What are some slick proofs of this fact (assuming it is indeed correct).

Correction: What IS $\operatorname{Gal}(\mathbb Q[e^\frac{2\pi i}p, \sqrt[\leftroot{-2}\uproot{2}p]{2}]/\mathbb Q)$ for prime $p$?

Answer 1

Your statement does not hold. Let $\zeta$ be some $p$-th root of unity. Remember that the order of the galois group $\text{Gal} \mathbb{Q}(\zeta, \sqrt[p]{2})$ is the degree of the extension $\mathbb{Q}(\zeta, \sqrt[p]{2})/ \mathbb{Q}$. Now $[\mathbb{Q}(\zeta) : \mathbb{Q}]=p-1$ and $[\mathbb{Q}(\sqrt[p]{2}) : \mathbb{Q}]=p$ because $X^p-2$ is irreducible by eisenstein. We have $[\mathbb{Q}( \zeta, \sqrt[p]{2}) : \mathbb{Q}( \sqrt{2} ) ] \leq p$ but $p \mid [ \mathbb{Q}(\zeta, \sqrt[p]{2}) : \mathbb{Q}]=[\mathbb{Q}(\zeta, \sqrt[p]{2}) : \mathbb{Q}(\zeta)][\mathbb{Q}(\zeta): \mathbb{Q}]= [\mathbb{Q}(\zeta, \sqrt[p]{2}) : \mathbb{Q}(\zeta)](p-1)$, by euclid's lemma we have $p \mid [\mathbb{Q}(\zeta, \sqrt[p]{2}) : \mathbb{Q}(\zeta)]$ because $ \gcd(p, p-1) =1 $. So $p=[\mathbb{Q}(\zeta, \sqrt[p]{2}) : \mathbb{Q}(\zeta)]$.

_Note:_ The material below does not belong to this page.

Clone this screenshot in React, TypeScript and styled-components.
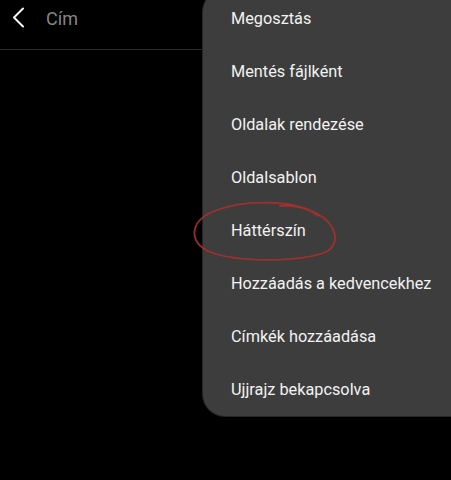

Conclusion: $[\mathbb{Q}(\zeta, \sqrt[p]{2}) : \mathbb{Q}]=p(p-1)$. Now if your statement would hold, then $p(p-1)=|S_p|=p!$. This is true for odd $p$ exactly when $p=3$. So for any other odd $p$ this is not true.

Answer 2

The field $\;K:=\Bbb Q\left(\zeta:=e^{2\pi i/p},\,\sqrt[p]2\right)\;$ is the splitting field of $\;f(x):=x^p-2\in\Bbb Q[x]\;$ , and since this is an irreducible polynomial (why?) then $\;G:=Gal(K/\Bbb Q)\;$ acts transitively over its roots, which are $\;\alpha_i:=\sqrt[p]2\,\zeta^k\;,\;\;k=0,1,2,...,p-1\;$ .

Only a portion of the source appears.